- CBP is warning of heavy travel delays at Michigan border crossings throughout the 2026 Memorial Day holiday weekend.
- The busiest periods will be Thursday, Friday, and Monday afternoons at Detroit, Port Huron, and Sault Ste. Marie.
- Travelers must declare all goods including food, alcohol, and cash over $10,000 to avoid $1,000 fines.
(MICHIGAN) – U.S. Customs and Border Protection issued a travel warning ahead of Memorial Day weekend for the Michigan land crossings at Detroit, Port Huron and Sault Ste. Marie, telling travelers to expect delays as holiday traffic builds.
CBP said heavier volumes are expected at those border crossings and urged travelers to arrive prepared. The agency tied the advisory to the Memorial Day travel surge, with motorists likely to face the longest waits during the busiest parts of the weekend.

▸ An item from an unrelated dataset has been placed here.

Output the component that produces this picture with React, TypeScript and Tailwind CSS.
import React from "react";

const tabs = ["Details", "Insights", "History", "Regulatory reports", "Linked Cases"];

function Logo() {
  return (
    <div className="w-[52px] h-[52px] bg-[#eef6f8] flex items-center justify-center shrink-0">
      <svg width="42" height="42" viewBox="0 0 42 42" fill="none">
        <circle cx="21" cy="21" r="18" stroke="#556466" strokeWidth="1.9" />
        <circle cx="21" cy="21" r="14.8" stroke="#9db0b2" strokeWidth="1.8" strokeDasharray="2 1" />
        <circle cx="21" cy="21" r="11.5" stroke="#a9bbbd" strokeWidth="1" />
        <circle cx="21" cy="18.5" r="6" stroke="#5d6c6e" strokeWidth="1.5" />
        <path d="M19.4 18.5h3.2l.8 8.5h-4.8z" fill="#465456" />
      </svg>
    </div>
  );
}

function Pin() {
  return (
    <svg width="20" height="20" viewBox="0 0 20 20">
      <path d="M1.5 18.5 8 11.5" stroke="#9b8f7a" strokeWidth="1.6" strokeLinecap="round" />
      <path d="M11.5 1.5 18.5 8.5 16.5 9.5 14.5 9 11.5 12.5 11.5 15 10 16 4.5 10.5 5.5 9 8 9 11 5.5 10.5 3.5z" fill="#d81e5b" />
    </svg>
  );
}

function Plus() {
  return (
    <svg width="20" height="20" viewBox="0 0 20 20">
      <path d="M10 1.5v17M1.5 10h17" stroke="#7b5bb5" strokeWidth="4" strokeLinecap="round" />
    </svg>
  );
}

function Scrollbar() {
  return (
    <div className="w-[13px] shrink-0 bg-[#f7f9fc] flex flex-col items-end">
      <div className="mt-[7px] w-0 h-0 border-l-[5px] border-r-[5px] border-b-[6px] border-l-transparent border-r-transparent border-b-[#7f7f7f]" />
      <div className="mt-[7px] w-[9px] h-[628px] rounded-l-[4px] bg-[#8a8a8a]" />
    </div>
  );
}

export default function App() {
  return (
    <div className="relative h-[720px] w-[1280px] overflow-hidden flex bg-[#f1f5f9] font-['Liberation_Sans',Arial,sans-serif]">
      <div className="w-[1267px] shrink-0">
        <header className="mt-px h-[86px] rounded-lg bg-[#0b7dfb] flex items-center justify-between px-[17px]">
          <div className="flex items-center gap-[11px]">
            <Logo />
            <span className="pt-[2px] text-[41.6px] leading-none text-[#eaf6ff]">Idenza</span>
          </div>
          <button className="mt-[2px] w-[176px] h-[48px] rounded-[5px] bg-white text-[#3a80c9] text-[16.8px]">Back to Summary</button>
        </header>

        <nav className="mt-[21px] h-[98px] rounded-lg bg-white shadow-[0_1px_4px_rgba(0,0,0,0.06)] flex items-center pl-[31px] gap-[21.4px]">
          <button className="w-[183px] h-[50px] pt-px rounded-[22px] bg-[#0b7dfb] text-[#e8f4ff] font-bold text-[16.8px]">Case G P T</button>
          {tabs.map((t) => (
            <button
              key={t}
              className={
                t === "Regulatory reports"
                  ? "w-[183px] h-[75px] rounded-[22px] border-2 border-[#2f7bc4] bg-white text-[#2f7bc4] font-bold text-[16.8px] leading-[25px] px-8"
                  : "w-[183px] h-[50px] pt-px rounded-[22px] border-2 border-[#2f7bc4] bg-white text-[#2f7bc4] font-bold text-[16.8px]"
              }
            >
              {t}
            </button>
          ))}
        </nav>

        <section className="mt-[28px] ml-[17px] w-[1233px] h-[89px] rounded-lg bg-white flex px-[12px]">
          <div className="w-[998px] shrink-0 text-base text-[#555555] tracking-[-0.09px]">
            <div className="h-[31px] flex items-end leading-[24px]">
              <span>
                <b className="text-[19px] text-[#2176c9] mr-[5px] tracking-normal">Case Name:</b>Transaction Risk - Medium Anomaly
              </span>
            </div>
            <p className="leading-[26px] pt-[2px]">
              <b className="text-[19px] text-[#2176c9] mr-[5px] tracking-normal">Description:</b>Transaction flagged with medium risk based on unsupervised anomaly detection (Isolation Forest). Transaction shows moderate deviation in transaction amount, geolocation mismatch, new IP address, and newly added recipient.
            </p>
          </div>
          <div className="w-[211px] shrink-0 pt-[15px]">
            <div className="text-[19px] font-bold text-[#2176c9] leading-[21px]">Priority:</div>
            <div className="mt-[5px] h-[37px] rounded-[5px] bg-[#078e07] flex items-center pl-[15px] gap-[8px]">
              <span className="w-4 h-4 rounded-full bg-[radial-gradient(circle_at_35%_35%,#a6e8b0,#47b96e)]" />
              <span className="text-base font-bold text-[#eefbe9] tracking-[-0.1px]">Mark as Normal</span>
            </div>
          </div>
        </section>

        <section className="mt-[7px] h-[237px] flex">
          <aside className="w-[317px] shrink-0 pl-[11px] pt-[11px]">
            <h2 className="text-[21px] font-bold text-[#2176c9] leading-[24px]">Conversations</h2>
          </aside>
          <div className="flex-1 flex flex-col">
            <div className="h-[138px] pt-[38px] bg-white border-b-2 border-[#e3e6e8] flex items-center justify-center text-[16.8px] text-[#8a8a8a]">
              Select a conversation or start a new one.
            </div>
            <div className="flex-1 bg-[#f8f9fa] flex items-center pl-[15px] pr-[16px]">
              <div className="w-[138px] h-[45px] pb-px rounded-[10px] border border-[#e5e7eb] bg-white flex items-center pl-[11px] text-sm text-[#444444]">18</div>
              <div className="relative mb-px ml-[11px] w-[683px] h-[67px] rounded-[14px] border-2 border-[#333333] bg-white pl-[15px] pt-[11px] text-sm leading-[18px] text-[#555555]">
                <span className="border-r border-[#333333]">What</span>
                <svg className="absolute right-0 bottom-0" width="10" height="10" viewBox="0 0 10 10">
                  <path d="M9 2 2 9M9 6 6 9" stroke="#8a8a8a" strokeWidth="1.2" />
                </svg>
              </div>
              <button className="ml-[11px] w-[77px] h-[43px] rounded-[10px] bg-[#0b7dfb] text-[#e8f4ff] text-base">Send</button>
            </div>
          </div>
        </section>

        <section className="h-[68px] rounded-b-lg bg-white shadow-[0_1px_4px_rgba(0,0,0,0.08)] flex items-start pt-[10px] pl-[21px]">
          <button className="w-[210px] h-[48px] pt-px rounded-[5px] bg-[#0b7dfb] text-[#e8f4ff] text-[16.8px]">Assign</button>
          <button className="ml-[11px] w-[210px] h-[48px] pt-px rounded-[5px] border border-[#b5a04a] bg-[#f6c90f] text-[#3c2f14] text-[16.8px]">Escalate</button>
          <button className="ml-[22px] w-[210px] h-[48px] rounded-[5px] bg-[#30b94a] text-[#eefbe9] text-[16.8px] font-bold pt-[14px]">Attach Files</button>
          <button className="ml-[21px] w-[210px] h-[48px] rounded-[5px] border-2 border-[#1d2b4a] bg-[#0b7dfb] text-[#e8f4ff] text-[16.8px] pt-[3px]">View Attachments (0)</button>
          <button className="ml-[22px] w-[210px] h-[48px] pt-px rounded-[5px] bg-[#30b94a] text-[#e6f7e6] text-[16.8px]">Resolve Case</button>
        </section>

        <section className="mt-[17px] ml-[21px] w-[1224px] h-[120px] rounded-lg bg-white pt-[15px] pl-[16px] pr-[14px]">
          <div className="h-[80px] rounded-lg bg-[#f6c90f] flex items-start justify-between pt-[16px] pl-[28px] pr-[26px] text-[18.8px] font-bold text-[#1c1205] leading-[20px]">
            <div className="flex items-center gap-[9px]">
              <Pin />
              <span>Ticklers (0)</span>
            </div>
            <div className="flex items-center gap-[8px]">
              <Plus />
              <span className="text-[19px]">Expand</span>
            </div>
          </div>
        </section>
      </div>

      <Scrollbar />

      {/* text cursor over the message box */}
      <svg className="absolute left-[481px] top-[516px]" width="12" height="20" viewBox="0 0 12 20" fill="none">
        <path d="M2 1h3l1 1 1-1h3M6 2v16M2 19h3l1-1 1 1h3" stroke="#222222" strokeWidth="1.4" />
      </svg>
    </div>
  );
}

Officials said the heaviest traffic is expected on Thursday and Friday afternoon. Monday afternoon is also expected to be heavy, while Sunday was identified as the lightest day for people who can adjust their plans.

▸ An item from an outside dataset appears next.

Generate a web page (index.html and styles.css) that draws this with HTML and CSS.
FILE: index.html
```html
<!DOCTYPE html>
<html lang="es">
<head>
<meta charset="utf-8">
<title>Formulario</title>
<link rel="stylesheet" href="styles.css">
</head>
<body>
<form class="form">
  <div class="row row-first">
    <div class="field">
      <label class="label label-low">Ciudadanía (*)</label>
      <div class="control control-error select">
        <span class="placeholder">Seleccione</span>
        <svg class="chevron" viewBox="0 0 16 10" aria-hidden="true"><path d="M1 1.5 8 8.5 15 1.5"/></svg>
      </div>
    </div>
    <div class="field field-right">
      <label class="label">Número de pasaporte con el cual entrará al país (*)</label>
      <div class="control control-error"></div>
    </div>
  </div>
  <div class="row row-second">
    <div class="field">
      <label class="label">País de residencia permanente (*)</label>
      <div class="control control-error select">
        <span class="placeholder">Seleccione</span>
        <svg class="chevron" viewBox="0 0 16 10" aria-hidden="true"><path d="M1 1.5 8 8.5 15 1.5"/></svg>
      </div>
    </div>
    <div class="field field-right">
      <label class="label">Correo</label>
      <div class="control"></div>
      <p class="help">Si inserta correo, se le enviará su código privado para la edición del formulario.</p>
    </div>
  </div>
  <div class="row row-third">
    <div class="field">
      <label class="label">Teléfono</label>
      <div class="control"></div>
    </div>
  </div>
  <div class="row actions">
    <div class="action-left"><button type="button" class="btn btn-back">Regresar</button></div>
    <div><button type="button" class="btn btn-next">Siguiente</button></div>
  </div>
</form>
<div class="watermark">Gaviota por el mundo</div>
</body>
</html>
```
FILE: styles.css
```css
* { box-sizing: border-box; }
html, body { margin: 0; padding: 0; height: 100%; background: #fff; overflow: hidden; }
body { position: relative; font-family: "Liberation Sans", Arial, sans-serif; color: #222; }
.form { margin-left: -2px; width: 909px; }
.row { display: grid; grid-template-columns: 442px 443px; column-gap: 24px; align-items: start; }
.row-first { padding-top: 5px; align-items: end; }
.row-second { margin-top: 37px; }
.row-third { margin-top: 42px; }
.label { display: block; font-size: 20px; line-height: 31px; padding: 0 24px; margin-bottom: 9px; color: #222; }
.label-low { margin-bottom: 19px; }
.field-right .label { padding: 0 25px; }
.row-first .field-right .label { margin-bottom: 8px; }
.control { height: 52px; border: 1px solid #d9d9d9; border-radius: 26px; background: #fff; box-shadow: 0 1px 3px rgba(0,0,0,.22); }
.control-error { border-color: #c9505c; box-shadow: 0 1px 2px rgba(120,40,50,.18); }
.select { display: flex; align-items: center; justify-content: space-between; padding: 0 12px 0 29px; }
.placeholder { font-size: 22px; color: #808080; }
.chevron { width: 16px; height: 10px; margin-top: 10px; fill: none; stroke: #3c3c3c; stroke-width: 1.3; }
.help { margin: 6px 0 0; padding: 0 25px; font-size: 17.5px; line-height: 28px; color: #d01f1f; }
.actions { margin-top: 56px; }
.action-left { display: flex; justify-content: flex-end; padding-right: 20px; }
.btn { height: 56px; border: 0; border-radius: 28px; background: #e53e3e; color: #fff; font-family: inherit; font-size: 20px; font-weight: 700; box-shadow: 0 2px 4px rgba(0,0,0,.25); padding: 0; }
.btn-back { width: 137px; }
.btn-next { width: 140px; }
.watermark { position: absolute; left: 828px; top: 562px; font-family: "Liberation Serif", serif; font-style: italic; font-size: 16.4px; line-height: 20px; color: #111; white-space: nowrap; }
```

The warning also centered on border compliance steps that often slow crossings or trigger penalties. Travelers need proper travel documents and must declare goods brought across the border.
That includes alcohol, tobacco, food and agricultural items. CBP also said travelers must declare cash or other monetary instruments over $10,000.

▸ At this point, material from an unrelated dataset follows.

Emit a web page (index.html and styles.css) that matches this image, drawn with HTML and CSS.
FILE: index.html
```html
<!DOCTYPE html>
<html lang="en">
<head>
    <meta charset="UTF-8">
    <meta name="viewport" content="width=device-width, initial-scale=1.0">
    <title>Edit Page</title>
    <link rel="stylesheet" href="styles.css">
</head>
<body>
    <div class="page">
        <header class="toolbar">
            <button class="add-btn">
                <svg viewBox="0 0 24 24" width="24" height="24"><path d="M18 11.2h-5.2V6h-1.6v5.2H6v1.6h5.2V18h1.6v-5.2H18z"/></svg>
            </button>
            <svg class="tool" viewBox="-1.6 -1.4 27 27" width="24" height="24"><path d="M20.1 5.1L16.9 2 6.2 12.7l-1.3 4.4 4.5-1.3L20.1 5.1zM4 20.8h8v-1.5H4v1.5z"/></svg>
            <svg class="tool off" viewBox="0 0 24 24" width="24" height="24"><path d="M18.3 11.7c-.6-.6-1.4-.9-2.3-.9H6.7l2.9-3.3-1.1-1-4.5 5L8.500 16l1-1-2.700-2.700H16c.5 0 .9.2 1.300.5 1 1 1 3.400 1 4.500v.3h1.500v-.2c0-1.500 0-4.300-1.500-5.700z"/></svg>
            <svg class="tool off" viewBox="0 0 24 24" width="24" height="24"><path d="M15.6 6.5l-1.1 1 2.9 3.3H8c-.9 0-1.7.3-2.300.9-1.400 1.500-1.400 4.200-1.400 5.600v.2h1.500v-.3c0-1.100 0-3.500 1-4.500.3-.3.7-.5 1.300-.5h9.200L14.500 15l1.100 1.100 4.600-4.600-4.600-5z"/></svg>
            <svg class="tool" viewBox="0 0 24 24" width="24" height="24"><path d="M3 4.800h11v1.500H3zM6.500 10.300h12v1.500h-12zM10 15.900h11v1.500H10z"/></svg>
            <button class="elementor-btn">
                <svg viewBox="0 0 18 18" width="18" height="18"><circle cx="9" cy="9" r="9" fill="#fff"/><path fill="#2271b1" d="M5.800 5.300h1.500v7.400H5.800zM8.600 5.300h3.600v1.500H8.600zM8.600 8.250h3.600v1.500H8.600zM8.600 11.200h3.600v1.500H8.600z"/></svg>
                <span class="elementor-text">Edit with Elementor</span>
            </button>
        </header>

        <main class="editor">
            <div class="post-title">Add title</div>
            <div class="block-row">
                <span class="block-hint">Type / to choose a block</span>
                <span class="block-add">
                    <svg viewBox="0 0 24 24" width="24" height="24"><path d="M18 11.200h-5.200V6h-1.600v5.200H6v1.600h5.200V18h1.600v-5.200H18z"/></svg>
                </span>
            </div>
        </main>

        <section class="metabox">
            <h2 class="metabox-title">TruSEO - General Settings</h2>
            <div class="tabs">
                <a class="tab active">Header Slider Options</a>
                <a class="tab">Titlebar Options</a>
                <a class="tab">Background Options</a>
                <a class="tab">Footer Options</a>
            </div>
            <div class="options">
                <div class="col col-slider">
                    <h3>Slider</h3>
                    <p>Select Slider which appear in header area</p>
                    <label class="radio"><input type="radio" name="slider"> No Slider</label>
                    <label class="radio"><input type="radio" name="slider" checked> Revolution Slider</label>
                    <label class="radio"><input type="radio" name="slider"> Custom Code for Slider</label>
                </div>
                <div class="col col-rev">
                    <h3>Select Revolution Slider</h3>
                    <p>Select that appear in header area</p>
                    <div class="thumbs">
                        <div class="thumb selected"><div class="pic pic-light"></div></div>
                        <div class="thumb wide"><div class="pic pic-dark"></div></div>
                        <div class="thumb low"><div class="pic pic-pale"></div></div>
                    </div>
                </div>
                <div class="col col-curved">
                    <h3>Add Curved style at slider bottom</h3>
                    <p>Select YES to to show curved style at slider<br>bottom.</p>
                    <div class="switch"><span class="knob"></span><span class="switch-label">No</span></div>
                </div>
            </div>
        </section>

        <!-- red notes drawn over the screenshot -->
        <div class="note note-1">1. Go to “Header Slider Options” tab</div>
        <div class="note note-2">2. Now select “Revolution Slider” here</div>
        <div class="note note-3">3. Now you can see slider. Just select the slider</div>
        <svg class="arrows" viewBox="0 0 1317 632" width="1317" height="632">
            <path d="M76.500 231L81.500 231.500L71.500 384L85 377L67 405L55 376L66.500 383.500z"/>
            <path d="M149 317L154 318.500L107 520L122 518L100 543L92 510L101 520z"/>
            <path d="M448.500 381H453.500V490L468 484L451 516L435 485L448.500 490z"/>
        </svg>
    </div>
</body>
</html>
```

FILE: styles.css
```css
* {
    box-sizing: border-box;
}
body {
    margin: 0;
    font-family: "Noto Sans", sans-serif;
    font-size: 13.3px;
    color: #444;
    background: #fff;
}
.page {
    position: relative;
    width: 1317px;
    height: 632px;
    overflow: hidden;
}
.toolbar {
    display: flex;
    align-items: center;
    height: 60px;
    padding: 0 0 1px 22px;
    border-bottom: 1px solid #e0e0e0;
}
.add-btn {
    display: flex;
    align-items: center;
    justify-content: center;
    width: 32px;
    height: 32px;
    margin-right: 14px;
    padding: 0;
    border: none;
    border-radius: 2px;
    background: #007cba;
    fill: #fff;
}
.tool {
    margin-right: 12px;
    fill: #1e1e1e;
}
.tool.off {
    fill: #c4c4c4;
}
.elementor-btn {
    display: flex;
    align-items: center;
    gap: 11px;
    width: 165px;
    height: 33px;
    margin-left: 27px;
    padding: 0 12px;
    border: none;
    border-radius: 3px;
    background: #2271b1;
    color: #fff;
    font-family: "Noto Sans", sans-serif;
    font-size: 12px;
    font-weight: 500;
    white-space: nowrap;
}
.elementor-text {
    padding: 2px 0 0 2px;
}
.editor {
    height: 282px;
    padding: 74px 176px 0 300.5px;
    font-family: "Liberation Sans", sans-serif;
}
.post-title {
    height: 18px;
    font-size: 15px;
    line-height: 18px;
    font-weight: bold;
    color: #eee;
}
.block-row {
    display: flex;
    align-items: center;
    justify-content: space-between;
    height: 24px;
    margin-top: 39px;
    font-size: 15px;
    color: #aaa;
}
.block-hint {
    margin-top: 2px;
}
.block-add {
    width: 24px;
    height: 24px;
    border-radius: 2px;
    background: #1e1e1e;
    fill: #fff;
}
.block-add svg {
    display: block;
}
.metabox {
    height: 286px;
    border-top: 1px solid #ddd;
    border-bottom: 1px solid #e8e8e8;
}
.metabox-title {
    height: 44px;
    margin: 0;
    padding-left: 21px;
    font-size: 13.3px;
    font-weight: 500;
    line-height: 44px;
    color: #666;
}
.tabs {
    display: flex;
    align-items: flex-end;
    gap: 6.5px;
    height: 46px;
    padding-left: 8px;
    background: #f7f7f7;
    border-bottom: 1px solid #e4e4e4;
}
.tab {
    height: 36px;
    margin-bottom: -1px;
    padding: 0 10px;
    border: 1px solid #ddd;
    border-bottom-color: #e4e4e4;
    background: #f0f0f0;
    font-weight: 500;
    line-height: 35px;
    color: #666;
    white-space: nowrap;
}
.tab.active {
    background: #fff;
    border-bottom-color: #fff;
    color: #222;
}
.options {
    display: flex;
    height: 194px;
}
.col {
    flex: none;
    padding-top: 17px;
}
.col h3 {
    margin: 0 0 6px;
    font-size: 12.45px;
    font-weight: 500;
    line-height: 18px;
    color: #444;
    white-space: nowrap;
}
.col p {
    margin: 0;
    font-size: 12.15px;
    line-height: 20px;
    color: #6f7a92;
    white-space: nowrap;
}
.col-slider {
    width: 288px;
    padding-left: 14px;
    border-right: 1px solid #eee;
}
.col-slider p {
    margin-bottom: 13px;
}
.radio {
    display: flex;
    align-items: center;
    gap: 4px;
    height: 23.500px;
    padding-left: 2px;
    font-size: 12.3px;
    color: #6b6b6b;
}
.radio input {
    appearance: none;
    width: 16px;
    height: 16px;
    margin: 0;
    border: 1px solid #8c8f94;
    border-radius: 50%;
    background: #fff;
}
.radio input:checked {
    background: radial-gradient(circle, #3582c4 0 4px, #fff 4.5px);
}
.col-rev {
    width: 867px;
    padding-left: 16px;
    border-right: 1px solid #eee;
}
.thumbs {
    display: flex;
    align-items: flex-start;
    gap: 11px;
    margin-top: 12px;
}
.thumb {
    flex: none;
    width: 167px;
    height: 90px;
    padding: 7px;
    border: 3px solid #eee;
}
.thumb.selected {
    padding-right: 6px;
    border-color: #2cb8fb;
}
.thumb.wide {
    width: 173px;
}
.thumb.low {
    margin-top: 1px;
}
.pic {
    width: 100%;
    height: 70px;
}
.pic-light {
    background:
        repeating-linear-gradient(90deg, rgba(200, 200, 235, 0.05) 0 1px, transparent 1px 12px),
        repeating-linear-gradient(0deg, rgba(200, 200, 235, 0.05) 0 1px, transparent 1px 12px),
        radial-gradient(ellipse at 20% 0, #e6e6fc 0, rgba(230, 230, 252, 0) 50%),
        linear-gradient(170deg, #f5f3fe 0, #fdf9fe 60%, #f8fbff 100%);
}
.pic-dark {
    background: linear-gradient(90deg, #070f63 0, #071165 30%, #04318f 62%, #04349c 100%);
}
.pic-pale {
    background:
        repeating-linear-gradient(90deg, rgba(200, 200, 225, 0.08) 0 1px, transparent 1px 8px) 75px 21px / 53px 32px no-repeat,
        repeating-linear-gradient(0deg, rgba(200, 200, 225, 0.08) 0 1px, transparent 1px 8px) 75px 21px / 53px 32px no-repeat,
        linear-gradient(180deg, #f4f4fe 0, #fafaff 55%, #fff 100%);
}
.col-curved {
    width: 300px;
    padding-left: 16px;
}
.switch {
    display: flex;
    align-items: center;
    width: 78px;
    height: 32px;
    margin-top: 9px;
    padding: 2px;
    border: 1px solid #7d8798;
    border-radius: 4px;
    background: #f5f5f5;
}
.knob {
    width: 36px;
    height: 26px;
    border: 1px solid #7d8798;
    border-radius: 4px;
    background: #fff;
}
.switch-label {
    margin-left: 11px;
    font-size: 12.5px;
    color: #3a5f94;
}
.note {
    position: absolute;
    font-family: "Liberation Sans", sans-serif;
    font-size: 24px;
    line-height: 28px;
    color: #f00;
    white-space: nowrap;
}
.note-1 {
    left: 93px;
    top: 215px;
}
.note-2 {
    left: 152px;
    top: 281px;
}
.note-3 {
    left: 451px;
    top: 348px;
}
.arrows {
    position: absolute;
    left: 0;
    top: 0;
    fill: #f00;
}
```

Failing to declare prohibited or restricted items can bring fines of up to $1,000. CBP also told travelers to use its online reporting portal when required.
The agency framed the advisory around three of Michigan’s busiest land-border gateways with Canada. Detroit, Port Huron and Sault Ste. Marie all sit on routes that can swell quickly during long holiday weekends, when routine crossings mix with vacation traffic and day trips.
CBP’s notice did not announce any change in travel rules for the weekend. It repeated the document, declaration and reporting requirements that already apply at the border, while warning that heavier volumes can turn minor paperwork problems into longer delays.
Proper documents remain the first checkpoint. Travelers who arrive without the documents needed for their trip risk holding up their own crossing and the line behind them.
Declarations are another pressure point. Goods, alcohol, tobacco, food and agricultural items all have to be declared, and the same applies to cash or monetary instruments above $10,000.
CBP paired that reminder with a financial penalty that can reach $1,000 for failing to declare prohibited or restricted items. The agency’s message was straightforward: border traffic is expected to rise, and mistakes that might already cause inspection delays become more disruptive during holiday peaks.
The online reporting portal also drew mention in the warning, a sign that some travelers will need to complete required declarations digitally before or during their crossing process. CBP did not expand on which travelers would need to use the portal in the notice provided here, but it directed people to follow that requirement when it applies.
Timing is likely to shape wait times as much as documents do. Thursday and Friday afternoon often pull together commuters, holiday departures and shoppers, while Monday afternoon tends to compress return traffic into a narrow window.
Sunday, by contrast, was described as the lightest day for travelers with flexibility. That does not mean crossings will be empty, but CBP singled it out as the best option for avoiding the densest Memorial Day movement at Michigan’s land ports of entry.
Detroit is expected to see the warning play out at one of the state’s main border gateways, where holiday traffic can stack up quickly. Port Huron and Sault Ste. Marie were included in the same advisory, putting all three crossings in the focus of CBP’s Memorial Day planning message.
The advice applies to more than vacationers. Anyone heading across the border for shopping, family visits or short holiday trips faces the same document and declaration rules, and the same risk of delay if they arrive unprepared.
Travel requirements themselves were part of the agency’s public guidance. CBP directed travelers seeking current border wait times and travel requirements to [CBP travel information](CBP.gov/travel).
That resource is where the agency said travelers should check conditions before leaving for the border. During a holiday weekend shaped by predictable surges, current wait-time information can help people decide whether to leave earlier, travel later or shift a crossing day entirely.
CBP’s Memorial Day warning did not rely on broad language. It pointed to the practical issues that most often complicate border travel: missing documents, undeclared goods, undeclared cash, restricted items and required use of the online reporting portal.
At the Michigan crossings named in the notice, the agency’s message was clear enough without embellishment. Expect delays, carry the right documents, declare what is being brought across, and check current conditions before heading to Detroit, Port Huron or Sault Ste. Marie for the Memorial Day weekend.